If you wanted to take an integer input, you could do it by changing your code to use the FIDIV
instruction. This instruction will first convert an integer to a double-precision floating-point value, and then do the divide:
fldpi
fidiv dword [fVal] ; st(0) = pi / fVal
fptan ; st(0) = tan(st(0))
; st(1) = 1.0
fstp qword [fSt0]
fstp qword [fSt1]
But because the conversion is required, this is slightly less efficient than if you had just given the input as a floating-point value.
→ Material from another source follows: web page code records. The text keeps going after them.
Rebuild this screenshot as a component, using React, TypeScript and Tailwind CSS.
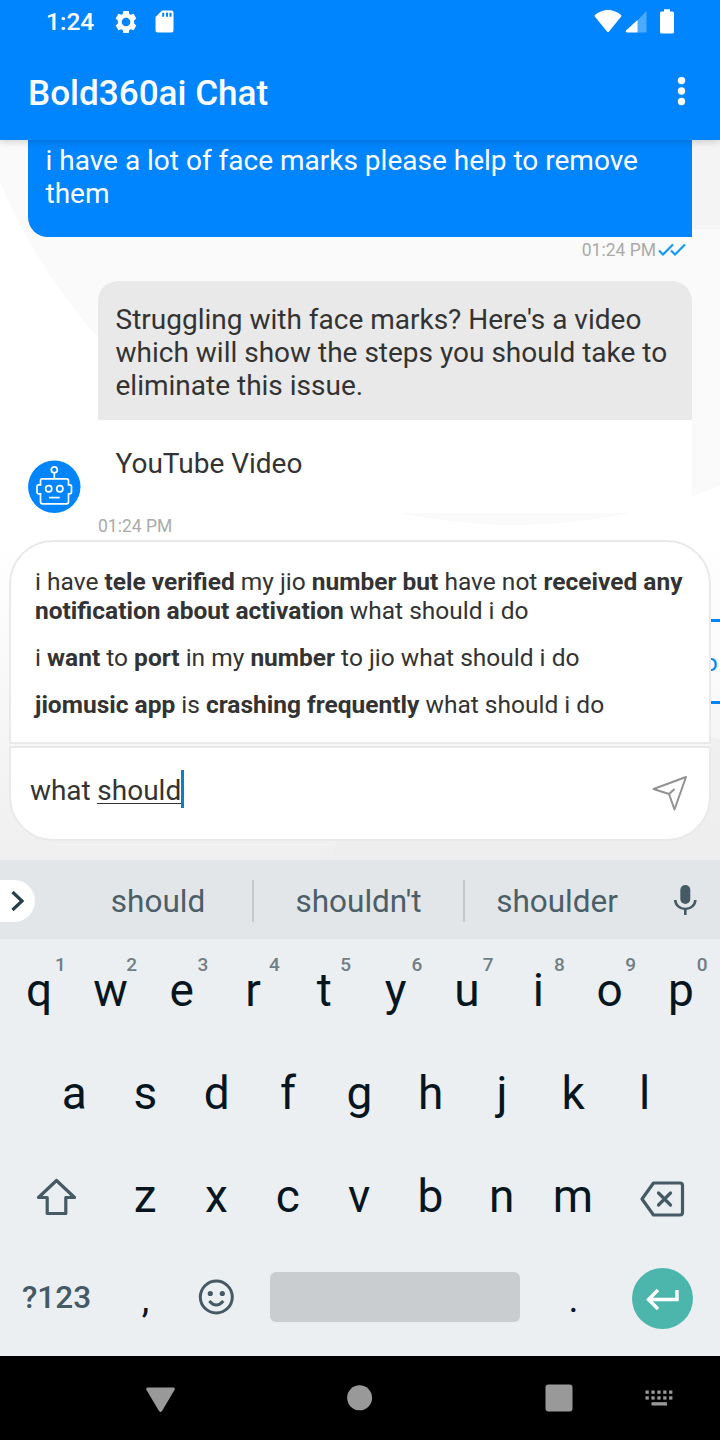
import React from "react";

const topRow: [string, string][] = [
  ["q", "1"], ["w", "2"], ["e", "3"], ["r", "4"], ["t", "5"],
  ["y", "6"], ["u", "7"], ["i", "8"], ["o", "9"], ["p", "0"],
];
const homeRow = ["a", "s", "d", "f", "g", "h", "j", "k", "l"];
const bottomRow = ["z", "x", "c", "v", "b", "n", "m"];

function StatusBar() {
  return (
    <div className="flex h-[44px] items-center pl-[46px] text-white">
      <span className="w-[68px] text-[24.5px] font-medium leading-[44px]">1:24</span>
      <svg className="h-6 w-6" viewBox="0 0 24 24" fill="#fff">
        <path
          fillRule="evenodd"
          d="M9.300 1h5.400l.6 3 1.400.8 2.900-1 2.700 4.600-2.200 2v3.200l2.200 2-2.700 4.600-2.900-1-1.400.8-.6 3H9.300l-.6-3-1.400-.8-2.900 1-2.700-4.600 2.200-2v-3.200l-2.200-2 2.700-4.600 2.900 1 1.400-.8zM12 7.700a4.300 4.300 0 1 0 0 8.600a4.300 4.300 0 1 0 0-8.600z"
        />
      </svg>
      <svg className="ml-[17px] h-6 w-[19px]" viewBox="0 0 19 24" fill="#fff">
        <path fillRule="evenodd" d="M7 .500h9.500q2 0 2 2v18q0 2-2 2h-14q-2 0-2-2V7zM7.200 2.700v4h2v-4zM11 2.700v4h2v-4zM14.500 2.700v4h2v-4z" />
      </svg>
      <svg className="ml-auto h-6 w-[28px]" viewBox="0 0 28 24" fill="#fff">
        <path d="M1.200 4.700Q14-4.800 26.800 4.700q1 1 .2 2L15 21.500q-1 1.200-2 0L1 6.700q-.8-1 .2-2z" />
      </svg>
      <svg className="ml-[3px] h-6 w-[22px]" viewBox="0 0 22 24">
        <path d="M12 11 21 1.500q.5-.5.5.5v19.500q0 1-1 1H12z" fill="#4dabff" />
        <path d="M12.500 10v12.500H2q-2-.5-1-2z" fill="#fff" />
      </svg>
      <svg className="ml-[12px] mr-[45px] h-[26px] w-[16px]" viewBox="0 0 16 26" fill="#fff">
        <path d="M5 .300h6v2.200h2.500q1.500 0 1.500 1.500v19q0 1.500-1.500 1.500h-11Q1 24.500 1 23V4q0-1.500 1.500-1.500H5z" />
      </svg>
    </div>
  );
}

function AppHeader() {
  return (
    <header className="relative z-10 h-[140px] bg-[#0085ff] shadow-[0_2px_7px_rgba(0,0,0,0.16)]">
      <StatusBar />
      <div className="flex h-24 items-center justify-between pl-[28px] pr-[34px]">
        <h1 className="pt-px text-[35.1px] font-medium leading-[96px] text-white">Bold360ai Chat</h1>
        <svg className="h-[30px] w-[9px]" viewBox="0 0 9 30" fill="#fff">
          <circle cx="4.500" cy="3.600" r="3.700" />
          <circle cx="4.500" cy="14" r="3.700" />
          <circle cx="4.500" cy="24.500" r="3.700" />
        </svg>
      </div>
    </header>
  );
}

function Backdrop() {
  return (
    <svg className="absolute inset-0 h-[720px] w-[720px]" viewBox="0 140 720 720">
      <defs>
        <linearGradient id="fade" x1="0" y1="540" x2="0" y2="860" gradientUnits="userSpaceOnUse">
          <stop offset="0" stopColor="#fff" />
          <stop offset="1" stopColor="#efefef" />
        </linearGradient>
      </defs>
      <rect y="140" width="720" height="720" fill="url(#fade)" />
      <circle cx="515" cy="-33" r="558" fill="#fafafa" />
      <path d="M600 140h120v89H600z" fill="#f4f4f4" />
      <circle cx="600" cy="1060" r="342" fill="#ededed" opacity="0.75" />
    </svg>
  );
}

function BotAvatar() {
  return (
    <svg className="h-[53px] w-[53px] shrink-0" viewBox="0 0 53 53" fill="none" stroke="#fff" strokeWidth="1.700">
      <circle cx="26.300" cy="26.700" r="26.200" fill="#0085ff" stroke="none" />
      <circle cx="26.300" cy="9.800" r="3" />
      <path d="M26.300 12.800v5.700M14.500 18.800h24q2 0 2 2v4h1.500q1.500 0 1.500 1.500v6q0 1.500-1.500 1.500h-1.500v8q0 2-2 2h-24q-2 0-2-2v-8h-2q-1.500 0-1.500-1.500v-6q0-1.500 1.500-1.500h2v-4q0-2 1.500-2z" />
      <circle cx="20.700" cy="28.800" r="3.100" />
      <circle cx="31.800" cy="28.800" r="3.100" />
      <path d="M21 37.600h10.700" />
    </svg>
  );
}

function Messages() {
  return (
    <div className="relative h-[400px]">
      <div className="ml-[28px] h-[97px] w-[664px] rounded-bl-[20px] bg-[#0085ff] pl-[17.5px] pt-[4px] text-[28px] leading-[33px] text-white">
        i have a lot of face marks please help to remove
        <br />
        them
      </div>
      <div className="flex h-[44px] items-start justify-end pr-[34px] pt-[2px] text-[17.5px] leading-[22px] text-[#aaa]">
        <span>01:24 PM</span>
        <svg className="ml-[2px] mt-[4px] h-[14px] w-[28px]" viewBox="0 0 28 14" fill="none" stroke="#1499f8" strokeWidth="2.200">
          <path d="m1 7.500 4 4L15 1.500M13 7.500l4 4L27 1.500" />
        </svg>
      </div>
      <div className="ml-[98px] h-[139px] w-[594px] rounded-t-[20px] bg-[#e9e9e9] pl-[17.5px] pt-[22px] text-[28px] leading-[33px] text-[#333]">
        Struggling with face marks? Here's a video
        <br />
        which will show the steps you should take to
        <br />
        eliminate this issue.
      </div>
      <div className="flex h-[93px] items-end pl-[28px]">
        <BotAvatar />
        <div className="ml-[17px] h-[93px] w-[594px] bg-white pl-[17.5px] pt-[27px] text-[28px] leading-[33px] text-[#333]">
          YouTube Video
        </div>
      </div>
      <div className="ml-[98px] pt-px text-[17.5px] leading-[25px] text-[#aaa]">01:24 PM</div>
    </div>
  );
}

function Composer() {
  return (
    <div className="relative mx-[9px]">
      <div className="h-[204px] rounded-t-[44px] border-2 border-[#e9e9e9] bg-white pl-[24px] pt-[26px] text-[24.5px] leading-[28.5px] text-[#333] [&_b]:font-bold">
        <p className="whitespace-nowrap">
          i have <b>tele verified</b> my jio <b>number but</b> have not <b>received any</b>
          <br />
          <b>notification about activation</b> what should i do
        </p>
        <p className="mt-[18.5px]">
          i <b>want</b> to <b>port</b> in my <b>number</b> to jio what should i do
        </p>
        <p className="mt-[18.5px]">
          <b>jiomusic app</b> is <b>crashing frequently</b> what should i do
        </p>
      </div>
      <div className="h-[2px] bg-[#f6f6f6]" />
      <div className="flex h-[95px] items-start rounded-b-[44px] border-2 border-[#e9e9e9] bg-white pl-[19px] text-[28px] text-[#333]">
        <span className="mt-[25px] whitespace-pre leading-[36px] tracking-[-0.1px]">what </span>
        <span className="mt-[25px] h-[31px] border-b border-[#333] leading-[36px]">should</span>
        <span className="mt-[22px] h-[38px] w-[3px] bg-[#0a7fc2]" />
        <svg className="ml-auto mr-[20px] mt-[27px] h-[38px] w-[38px]" viewBox="0 0 38 38" fill="none" stroke="#929292" strokeWidth="2" strokeLinecap="round" strokeLinejoin="round">
          <path d="M35 2 2.500 14 18 19l5.500 15.500zM18 19l5-4.500" />
        </svg>
      </div>
    </div>
  );
}

function Chat() {
  return (
    <main className="relative h-[720px] overflow-hidden">
      <Backdrop />
      <div className="absolute left-[600px] top-[479px] flex h-[85px] w-[140px] items-center border-y-[3px] border-[#0085ff] bg-white/40 pl-[104px] pt-[2px] text-[24px] text-[#0085ff]">
        o
      </div>
      <Messages />
      <Composer />
    </main>
  );
}

function Suggestions() {
  return (
    <div className="flex h-[79px] items-center bg-[#e2e6e9] text-[31.5px] leading-[42px] text-[#4c5e67]">
      <div className="mt-[2px] flex h-[42px] w-[35px] items-center rounded-r-[21px] bg-white">
        <svg className="ml-[11px] h-[22px] w-[14px]" viewBox="0 0 14 22" fill="none" stroke="#263f49" strokeWidth="3.200">
          <path d="m1.500 2 9.500 9-9.500 9" />
        </svg>
      </div>
      <div className="w-[217px] pl-[29px] pt-[5px] text-center">should</div>
      <div className="mt-[2px] h-[42px] w-[2px] bg-[#c3c9cc]" />
      <div className="w-[209px] pt-[5px] text-center">shouldn't</div>
      <div className="mt-[2px] h-[42px] w-[2px] bg-[#c3c9cc]" />
      <div className="w-[184px] pt-[5px] text-center">shoulder</div>
      <svg className="ml-[24px] h-[32px] w-[24px]" viewBox="0 0 24 32" fill="none" stroke="#455a64" strokeWidth="2.600">
        <rect x="7.300" y="1" width="10" height="19" rx="5" fill="#455a64" stroke="none" />
        <path d="M2.300 16a10 9 0 0 0 20 0M12.300 25v6" />
      </svg>
    </div>
  );
}

function Keyboard() {
  return (
    <section className="h-[496px] bg-[#ebeff2] text-[46px] text-[#07161e]">
      <Suggestions />
      <div className="flex h-[103px] px-[3.5px] leading-[102px]">
        {topRow.map(([letter, digit]) => (
          <div key={letter} className="relative w-[71.3px] text-center">
            {letter}
            <span className="absolute right-[9px] top-[14px] text-[19px] font-medium leading-[24px] text-[#717e84]">{digit}</span>
          </div>
        ))}
      </div>
      <div className="flex h-[103px] pl-[38.5px] leading-[102px]">
        {homeRow.map((letter) => (
          <div key={letter} className="w-[71.3px] text-center">{letter}</div>
        ))}
      </div>
      <div className="flex h-[103px] items-start leading-[102px]">
        <svg className="ml-[36px] mr-[32.5px] mt-[32px] h-[40px] w-[41px]" viewBox="0 0 41 40" fill="none" stroke="#455a64" strokeWidth="3.200" strokeLinejoin="round">
          <path d="M20.500 3.500 2.500 20.500h8.700v16h18.600v-16h8.700z" />
        </svg>
        {bottomRow.map((letter) => (
          <div key={letter} className="w-[71.3px] text-center">{letter}</div>
        ))}
        <svg className="ml-[31.5px] mt-[36px] h-[36px] w-[45px]" viewBox="0 0 45 36" fill="none" stroke="#455a64" strokeWidth="3.200" strokeLinejoin="round" strokeLinecap="round">
          <path d="M13.500 2H40q2.500 0 2.500 2.500v27Q42.500 34 40 34H13.500L2 18z" />
          <path d="m18.500 12 12 12m0-12-12 12" />
        </svg>
      </div>
      <div className="flex h-[98px] items-center leading-[98px]">
        <div className="w-[112px] pl-[22px] pt-[2px] text-[31.5px] font-medium text-[#455a64]">?123</div>
        <div className="w-[67px] pt-[3px] text-center text-[38px]">,</div>
        <svg className="ml-[19px] h-[36px] w-[36px]" viewBox="0 0 36 36" fill="none" stroke="#455a64" strokeWidth="3">
          <circle cx="18.300" cy="18" r="16" />
          <path d="M11.300 22q7 8 14 0" />
          <circle cx="12.300" cy="14.500" r="2.600" fill="#455a64" stroke="none" />
          <circle cx="24.300" cy="14.500" r="2.600" fill="#455a64" stroke="none" />
        </svg>
        <div className="ml-[36px] h-[50px] w-[250px] rounded-[6px] bg-[#c9cdd0]" />
        <div className="ml-[18px] w-[71px] pt-[4px] text-center text-[38px]">.</div>
        <div className="ml-[23px] mt-[2px] flex h-[61px] w-[61px] items-center justify-center rounded-full bg-[#4db6ac]">
          <svg className="mt-[2px] h-[24px] w-[36px]" viewBox="0 0 36 24" fill="none" stroke="#fff" strokeWidth="3.400">
            <path d="M32 3v9.500H3.500M13 3l-9.500 9.500L13 22" />
          </svg>
        </div>
      </div>
    </section>
  );
}

function NavBar() {
  return (
    <nav className="flex h-[84px] items-center bg-black">
      <svg className="h-[84px] w-[720px]" viewBox="0 1356 720 84" fill="#999">
        <path d="M147.500 1387.500h26q2 .5 1 2.500L162 1411q-1.500 2-3 0L146.500 1390q-1-2 1-2.500z" />
        <circle cx="359.600" cy="1397.800" r="12.500" />
        <rect x="545.500" y="1384.500" width="27" height="27" rx="3" />
        {[0, 1, 2, 3, 4].map((i) => (
          <g key={i}>
            <rect x={645.500 + i * 5.900} y="1390.500" width="3.300" height="3.300" />
            <rect x={645.500 + i * 5.900} y="1396.300" width="3.300" height="3.300" />
          </g>
        ))}
        <rect x="651.500" y="1402.200" width="15.500" height="3.300" />
      </svg>
    </nav>
  );
}

export default function App() {
  return (
    <div className="h-[1440px] w-[720px] overflow-hidden bg-white font-['Roboto',sans-serif]">
      <AppHeader />
      <Chat />
      <Keyboard />
      <NavBar />
    </div>
  );
}
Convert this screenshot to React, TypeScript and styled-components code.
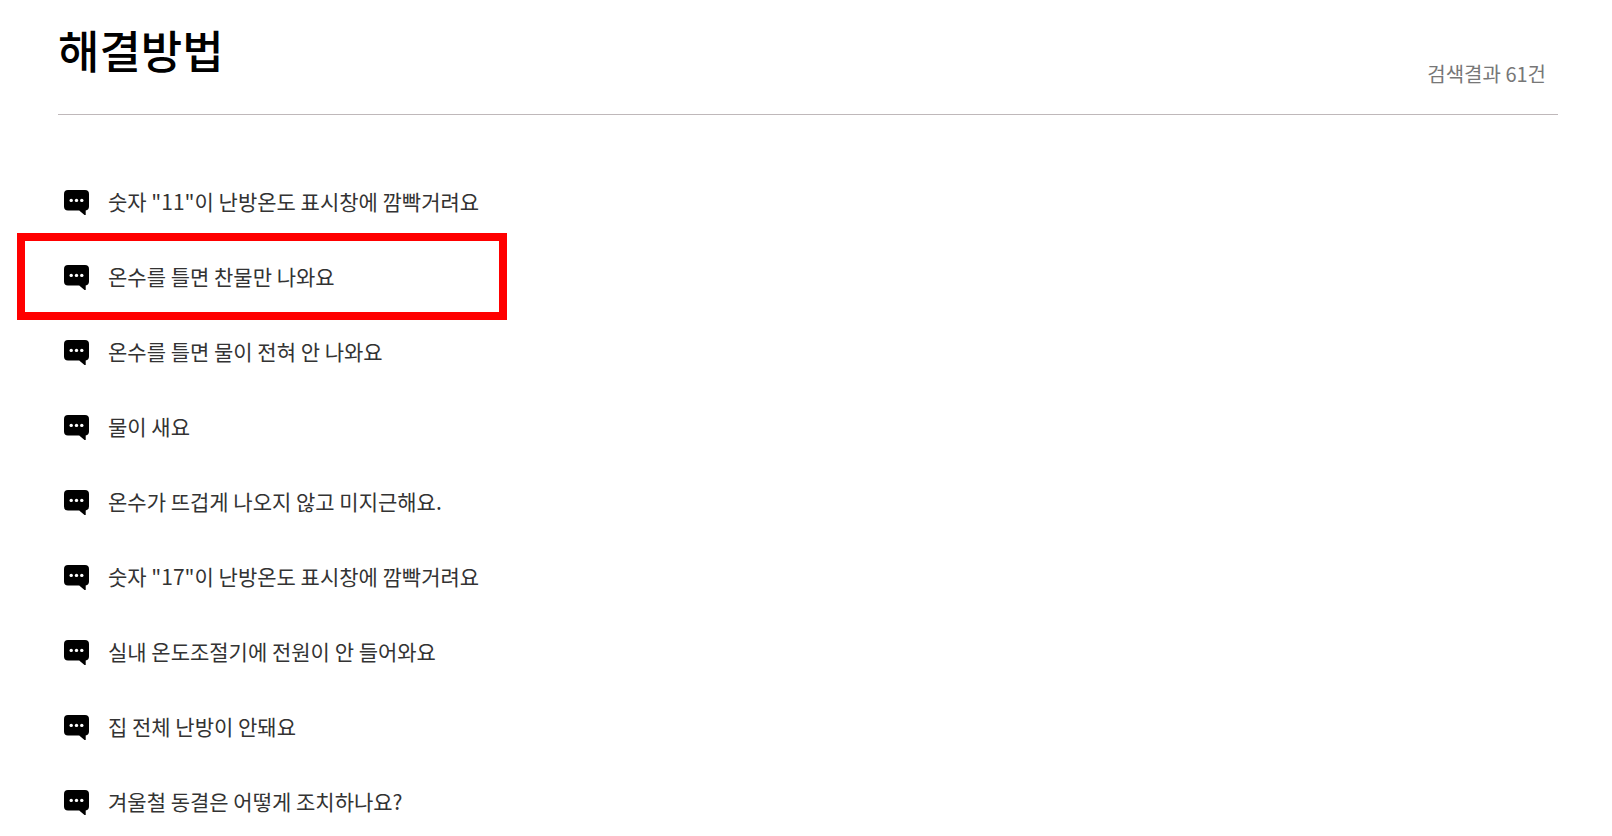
import React from "react";
import styled, { createGlobalStyle } from "styled-components";

const GlobalStyle = createGlobalStyle`
  *, *::before, *::after { box-sizing: border-box; }
  body {
    margin: 0;
    background: #fff;
    color: #333;
    font-family: "Noto Sans CJK KR", sans-serif;
  }
`;

const Page = styled.main`
  padding: 18px 54px 0 58px;
`;

const Header = styled.header`
  display: flex;
  justify-content: space-between;
  align-items: flex-end;
  padding: 0 12px 24px 0;
  border-bottom: 1px solid #bfb8ba;
`;

const Title = styled.h1`
  margin: 0;
  padding-bottom: 8px;
  font-size: 45px;
  font-weight: 500;
  line-height: 64px;
  color: #000;
`;

const Count = styled.p`
  margin: 0;
  font-size: 20px;
  line-height: 32px;
  color: #777;
`;

const List = styled.ul`
  list-style: none;
  margin: 0;
  padding: 50px 0 0;
`;

const Item = styled.li`
  height: 75px;
  display: flex;
  align-items: center;
`;

const ItemLink = styled.a`
  position: relative;
  display: flex;
  align-items: center;
  gap: 19px;
  padding-left: 6px;
  color: inherit;
  font-size: 21px;
  line-height: 31px;
  text-decoration: none;
`;

const Label = styled.span`
  padding-bottom: 2px;
`;

const Mark = styled.span`
  position: absolute;
  left: -41px;
  top: -28px;
  width: 490px;
  height: 87px;
  border: 8px solid #f00;
`;

const BubbleIcon = () => (
  <svg width="25" height="25" viewBox="0 0 25 25" aria-hidden="true">
    <path d="M4 0h17a4 4 0 0 1 4 4v12.500a4 4 0 0 1-3.300 3.900V25h-1.200L15.200 20.500H4a4 4 0 0 1-4-4V4a4 4 0 0 1 4-4z" fill="#000" />
    <circle cx="7.200" cy="10.400" r="1.700" fill="#fff" />
    <circle cx="12.500" cy="10.400" r="1.700" fill="#fff" />
    <circle cx="17.800" cy="10.400" r="1.700" fill="#fff" />
  </svg>
);

const solutions = [
  { text: '숫자 "11"이 난방온도 표시창에 깜빡거려요' },
  { text: "온수를 틀면 찬물만 나와요", marked: true },
  { text: "온수를 틀면 물이 전혀 안 나와요" },
  { text: "물이 새요" },
  { text: "온수가 뜨겁게 나오지 않고 미지근해요." },
  { text: '숫자 "17"이 난방온도 표시창에 깜빡거려요' },
  { text: "실내 온도조절기에 전원이 안 들어와요" },
  { text: "집 전체 난방이 안돼요" },
  { text: "겨울철 동결은 어떻게 조치하나요?" },
];

export default function App() {
  return (
    <>
      <GlobalStyle />
      <Page>
        <Header>
          <Title>해결방법</Title>
          <Count>검색결과 61건</Count>
        </Header>
        <List>
          {solutions.map((s) => (
            <Item key={s.text}>
              <ItemLink href="#">
                <BubbleIcon />
                <Label>{s.text}</Label>
                {s.marked && <Mark />}
              </ItemLink>
            </Item>
          ))}
        </List>
      </Page>
    </>
  );
}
Note that, if you were going to do this, it would be more efficient on certain older CPUs to break up the load so that it was done separately from the division—e.g.,
fldpi
fild dword [fVal]
fdivp st(1), st(0) ; st(0) = pi / fVal
fptan ; st(0) = tan(st(0))
; st(1) = 1.0
fstp qword [fSt0]
fstp qword [fSt1]
In other words, we break the FIDIV
instruction apart into separate FILD
(integer load) and FDIVP
(divide-and-pop) instructions. This improves overlapping, and thus shaves off a couple of clock cycles from the execution speed of the code. (On newer CPUs, from AMD Family 15h [Bulldozer] and Intel Pentium II and later—there's no real advantage to breaking up FIDIV
into FILD
+FDIV
; either way you write it should be equally performant.)
Of course, since everything you have here is a constant, and tan(pi/4) == 1
, your code is equivalent to:
fld1
fld1
…which is what an optimizing compiler would generate. :-)